■ **Exercise goal**:
Find each line with the string "index" and report it.

■ **Recorded data**:
- - -

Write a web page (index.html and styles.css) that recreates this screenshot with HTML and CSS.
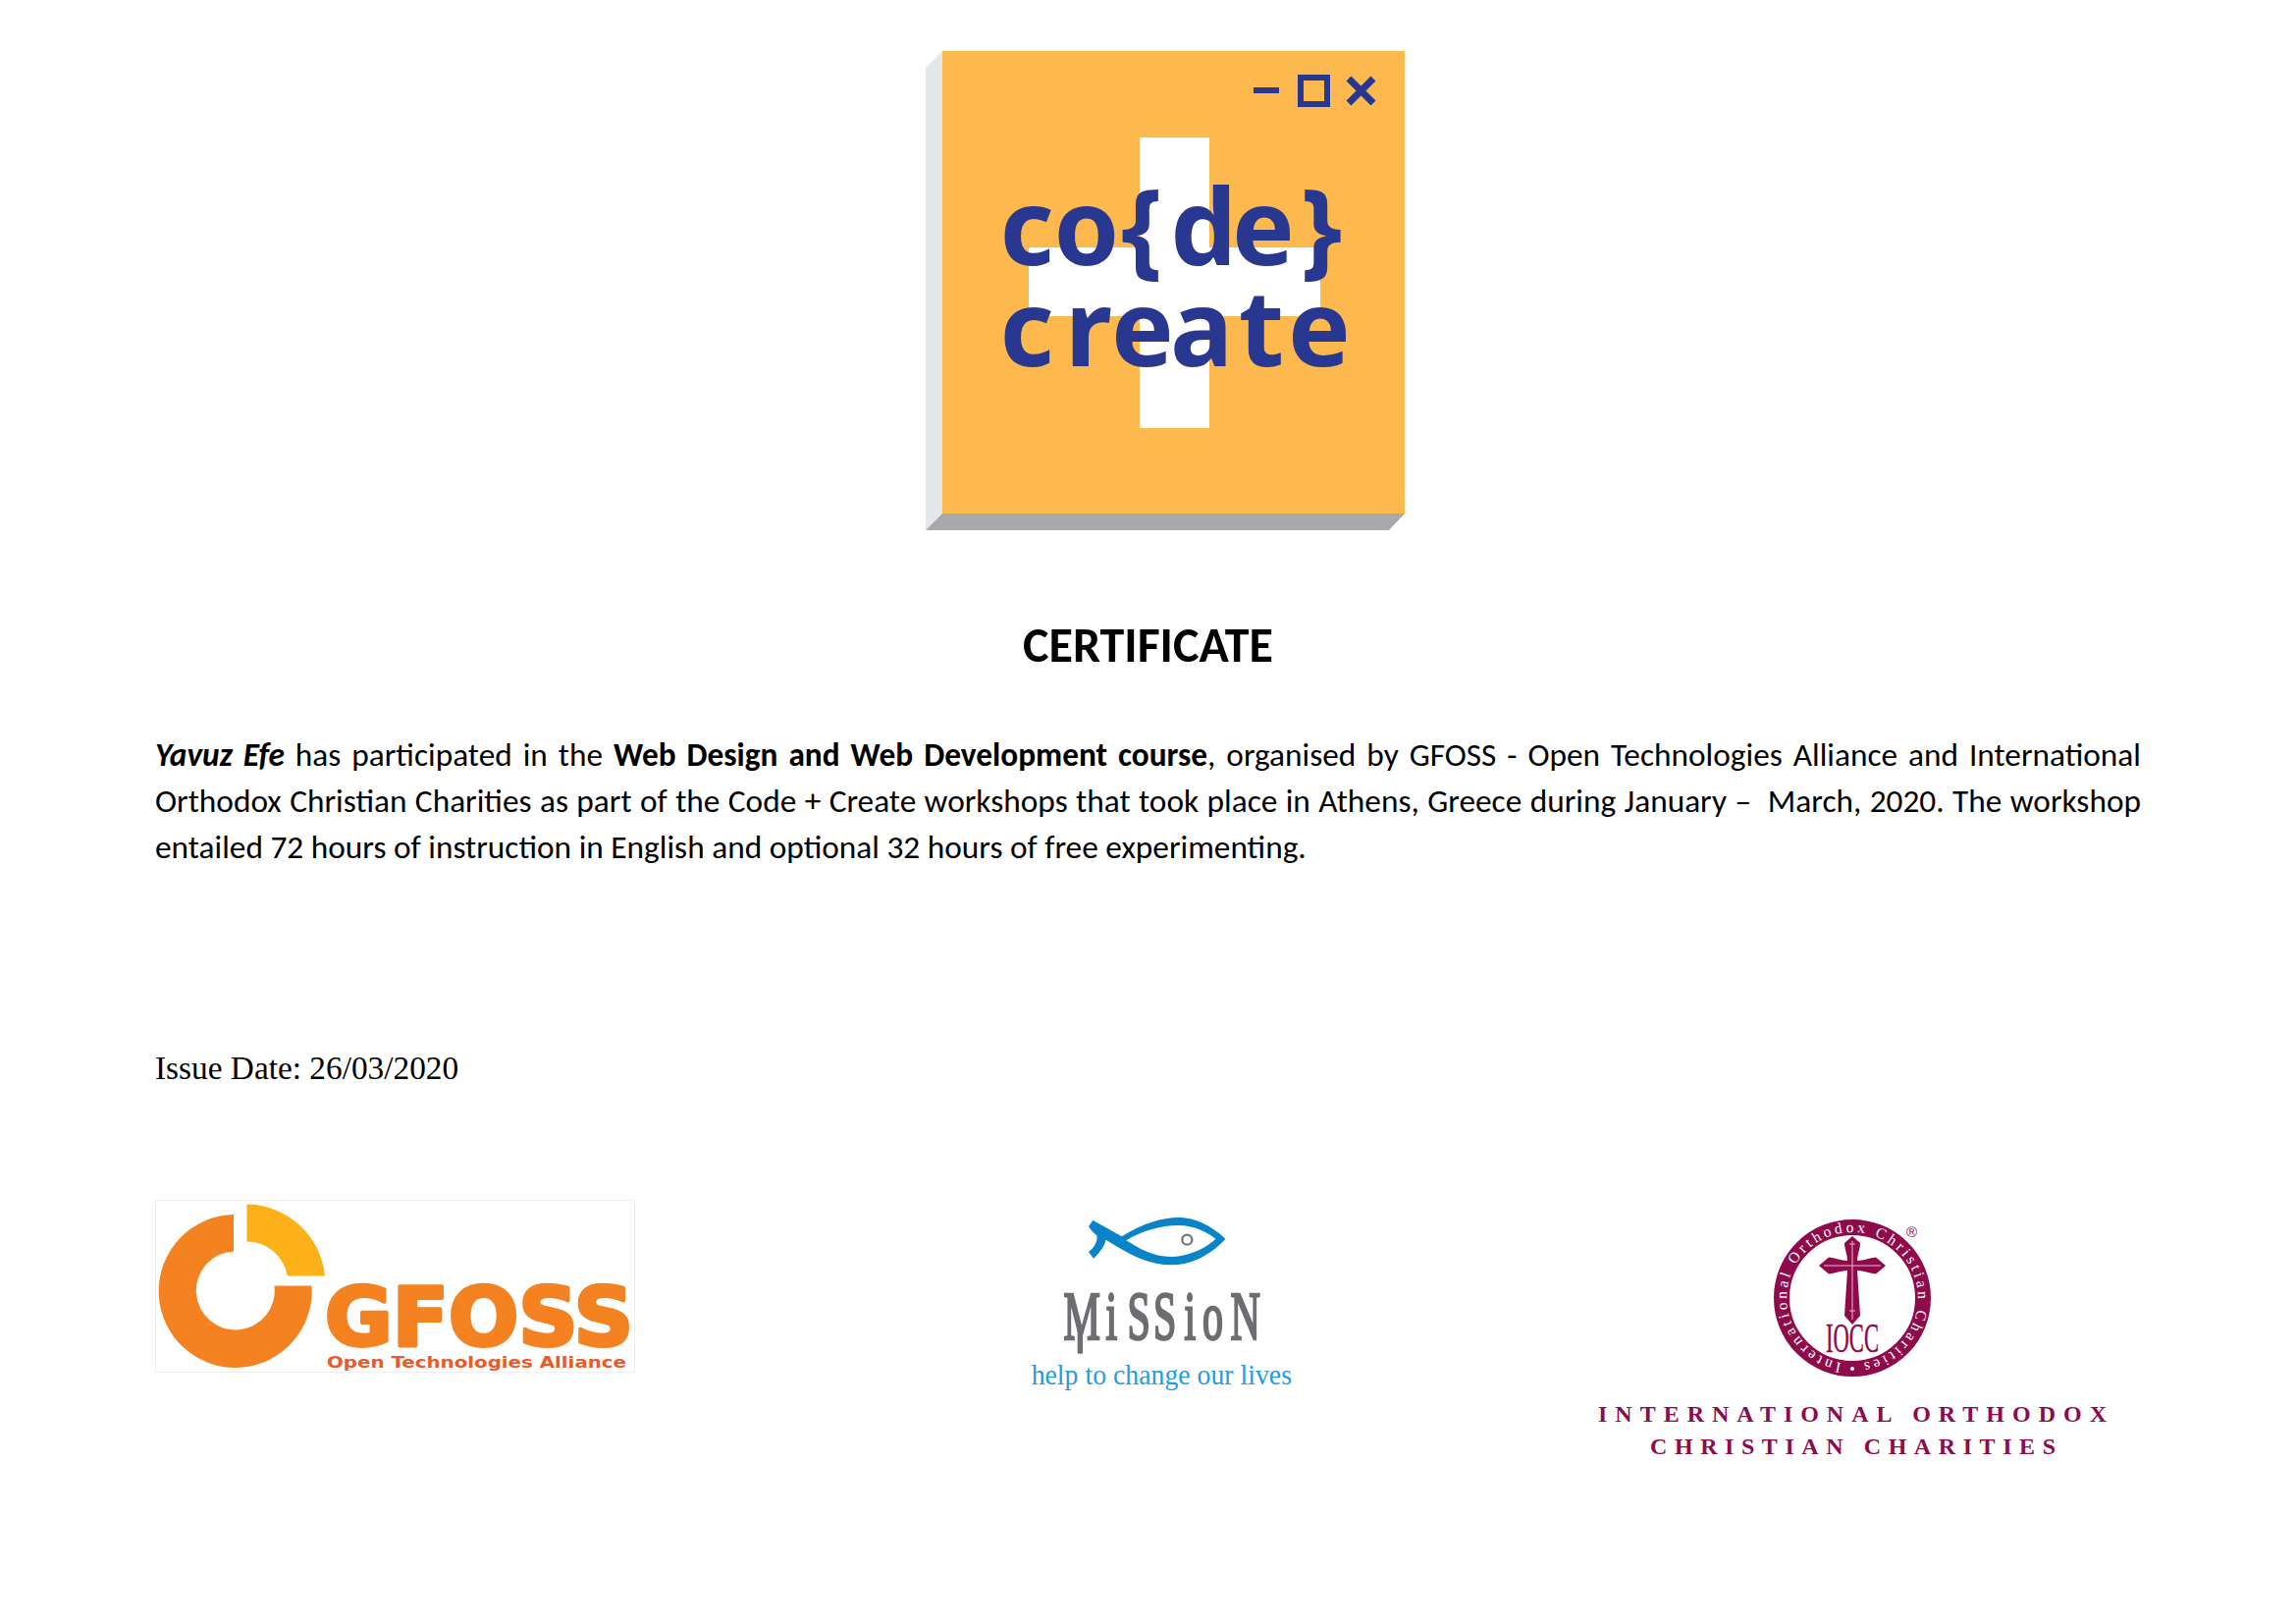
FILE: index.html
```html
<!DOCTYPE html>
<html lang="en">
<head>
<meta charset="utf-8">
<title>Certificate</title>
<link rel="stylesheet" href="styles.css">
</head>
<body>
<main class="page">
  <div class="hero">
    <svg class="cc-logo" viewBox="0 0 489 488" width="489" height="488" aria-label="code create logo">
      <polygon class="cc-side" points="0,17 17,0 17,471 0,488"/>
      <polygon class="cc-bottom" points="0,488 17,471 488,471 472,488"/>
      <rect class="cc-face" x="17" y="0" width="471" height="471"/>
      <rect class="cc-plus" x="218" y="88" width="71" height="296"/>
      <rect class="cc-plus" x="105" y="200" width="297" height="70"/>
      <rect class="cc-ink" x="334" y="37" width="26" height="6"/>
      <rect class="cc-win" x="382" y="27" width="27" height="27"/>
      <path class="cc-x" d="M431 28 L456 53 M456 28 L431 53"/>
      <text class="cc-word" x="103 164 220 283 344 403" y="218">co{de}</text>
      <text class="cc-word" x="103 166 221 281 342 401" y="321">create</text>
    </svg>
  </div>

  <h1 class="title">CERTIFICATE</h1>

  <p class="body-text"><strong><em>Yavuz Efe</em></strong> has participated in the <strong>Web Design and Web Development course</strong>, organised by GFOSS - Open Technologies Alliance and International Orthodox Christian Charities as part of the Code + Create workshops that took place in Athens, Greece during January &#8211;&nbsp; March, 2020. The workshop entailed 72 hours of instruction in English and optional 32 hours of free experimenting.</p>

  <p class="issue">Issue Date: 26/03/2020</p>

  <div class="logos">
    <svg class="gfoss" viewBox="0 0 489 176" width="489" height="176" aria-label="GFOSS logo">
      <rect class="g-frame" x="0.5" y="0.5" width="488" height="175"/>
      <path class="g-orange" d="M80 15 A78 78 0 1 0 159.5 87.5 L121.5 87.5 A40 40 0 1 1 80 52.5 Z"/>
      <path class="g-yellow" d="M93.5 4.5 A81 81 0 0 1 173 77.5 L134.8 77.5 A42 42 0 0 0 93.5 42.5 Z"/>
      <text class="g-name" x="173" y="148" textLength="314" lengthAdjust="spacingAndGlyphs">GFOSS</text>
      <text class="g-sub" x="175" y="171" textLength="305" lengthAdjust="spacingAndGlyphs">Open Technologies Alliance</text>
    </svg>

    <svg class="mission" viewBox="0 0 990 660" width="330" height="220" aria-label="Mission logo">
      <path class="m-fish" fill-rule="evenodd" d="M250 68 L338 118 C400 78 465 60 510 60 C570 60 620 92 655 125 C620 165 560 205 490 205 C410 205 350 165 290 128 C287 142 275 165 252 185 L237 165 C258 150 265 130 262 115 C252 107 245 100 237 88 Z M352 130 C395 158 440 180 490 180 C550 178 600 150 625 125 C600 105 560 84 510 84 C460 84 400 100 352 130 Z"/>
      <circle class="m-eye" cx="538" cy="128" r="15"/>
      <text class="m-name" transform="scale(0.6 1)" x="267 483 592 725 883 975 1117" y="433">MiSSioN</text>
      <path class="m-stem" d="M211 400 V476"/>
      <text class="m-tag" x="62" y="571" textLength="796" lengthAdjust="spacingAndGlyphs">help to change our lives</text>
    </svg>

    <svg class="iocc" viewBox="0 0 570 290" width="570" height="290" aria-label="IOCC logo">
      <defs>
        <path id="ring" d="M287 169 A67 67 0 1 1 287 35 A67 67 0 1 1 287 169"/>
      </defs>
      <circle class="i-ring" cx="287" cy="102" r="72"/>
      <text class="i-ringtext"><textPath href="#ring" startOffset="11" textLength="398">International Orthodox Christian Charities</textPath></text>
      <circle class="i-dot" cx="287" cy="174" r="2"/>
      <path class="i-cross" d="M287 39 L295 46 C295 52 292 58 292 64 C298 64 305 61 311 60.5 L321 69 L311 77.5 C305 77 298 74 292 74 L295 120 L287 129 L279 120 L282 74 C276 74 269 77 263 77.5 L253 69 L263 60.5 C269 61 276 64 282 64 C282 58 279 52 279 46 Z"/>
      <path class="i-line" d="M287 44 V124 M258 69 H316 M284 47 H290 M284 115 H290"/>
      <text class="i-abbr" x="260" y="157" textLength="54" lengthAdjust="spacingAndGlyphs">IOCC</text>
      <text class="i-reg" x="342" y="40">&#174;</text>
      <text class="i-name" x="28" y="228" textLength="518" lengthAdjust="spacing">INTERNATIONAL ORTHODOX</text>
      <text class="i-name" x="81" y="261" textLength="413" lengthAdjust="spacing">CHRISTIAN CHARITIES</text>
    </svg>
  </div>
</main>
</body>
</html>
```
FILE: styles.css
```css
* { box-sizing: border-box; }
html, body { margin: 0; padding: 0; background: #fff; }
.page {
  width: 2339px;
  height: 1654px;
  padding: 52px 158px 0;
  color: #000;
  font-family: Carlito, Lato, "Liberation Sans", sans-serif;
}
.hero { display: flex; justify-content: center; padding-left: 35px; }
.cc-logo, .gfoss, .mission, .iocc { display: block; flex: none; }
.cc-side { fill: #e6e7e8; }
.cc-bottom { fill: #a7a9ac; }
.cc-face { fill: #fdb84e; }
.cc-plus { fill: #fff; }
.cc-ink { fill: #283891; }
.cc-win { fill: none; stroke: #283891; stroke-width: 6; }
.cc-x { fill: none; stroke: #283891; stroke-width: 7; }
.cc-word {
  fill: #283891;
  font-family: "Noto Sans", sans-serif;
  font-weight: 700;
  font-size: 107px;
  text-anchor: middle;
}
.title {
  margin: 90px 0 0;
  font-size: 50px;
  line-height: 54px;
  font-weight: 700;
  text-align: center;
}
.body-text {
  margin: 61px 0 0;
  font-size: 33.33px;
  line-height: 47px;
  text-align: justify;
}
.issue {
  margin: 182px 0 0;
  font-family: "Liberation Serif", serif;
  font-size: 33.33px;
  line-height: 40px;
}
.logos {
  display: grid;
  grid-template-columns: 872px 570px auto;
  align-items: start;
  margin-top: 112px;
}
.gfoss { margin-top: 2px; }
.g-frame { fill: #fff; stroke: #eeeeee; stroke-width: 1; }
.g-orange { fill: #f58220; }
.g-yellow { fill: #fdb119; }
.g-name {
  fill: #f58220;
  stroke: #f58220;
  stroke-width: 4;
  stroke-linejoin: round;
  font-family: "DejaVu Sans", sans-serif;
  font-weight: 700;
  font-size: 82px;
}
.g-sub {
  fill: #ea5a2a;
  font-family: "DejaVu Sans", sans-serif;
  font-weight: 700;
  font-size: 16px;
}
.m-fish { fill: #0a84c9; }
.m-eye { fill: #fff; stroke: #77787b; stroke-width: 7; }
.m-name {
  fill: #6d6e71;
  stroke: #6d6e71;
  stroke-width: 8;
  font-family: "Liberation Serif", serif;
  font-size: 210px;
}
.m-stem { fill: none; stroke: #6d6e71; stroke-width: 16; }
.m-tag {
  fill: #2a9bd8;
  font-family: "Liberation Serif", serif;
  font-size: 88px;
}
.i-ring { fill: #fff; stroke: #8f0a4b; stroke-width: 16; }
.i-ringtext {
  fill: #fff;
  font-family: "Liberation Serif", serif;
  font-size: 15.5px;
}
.i-dot { fill: #fff; }
.i-cross { fill: #8f0a4b; }
.i-line { fill: none; stroke: #e7b9cf; stroke-width: 1; }
.i-abbr {
  fill: #8f0a4b;
  stroke: #8f0a4b;
  stroke-width: 0.4;
  font-family: "Liberation Serif", serif;
  font-size: 42px;
}
.i-reg {
  fill: #8f0a4b;
  font-family: "Liberation Sans", sans-serif;
  font-size: 15px;
}
.i-name {
  fill: #8f0a4b;
  font-family: "Liberation Serif", serif;
  font-weight: 700;
  font-size: 24px;
}
```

- - -

■ **Output of the exercise**:
Write a web page (index.html and styles.css) that recreates this screenshot with HTML and CSS.
FILE: index.html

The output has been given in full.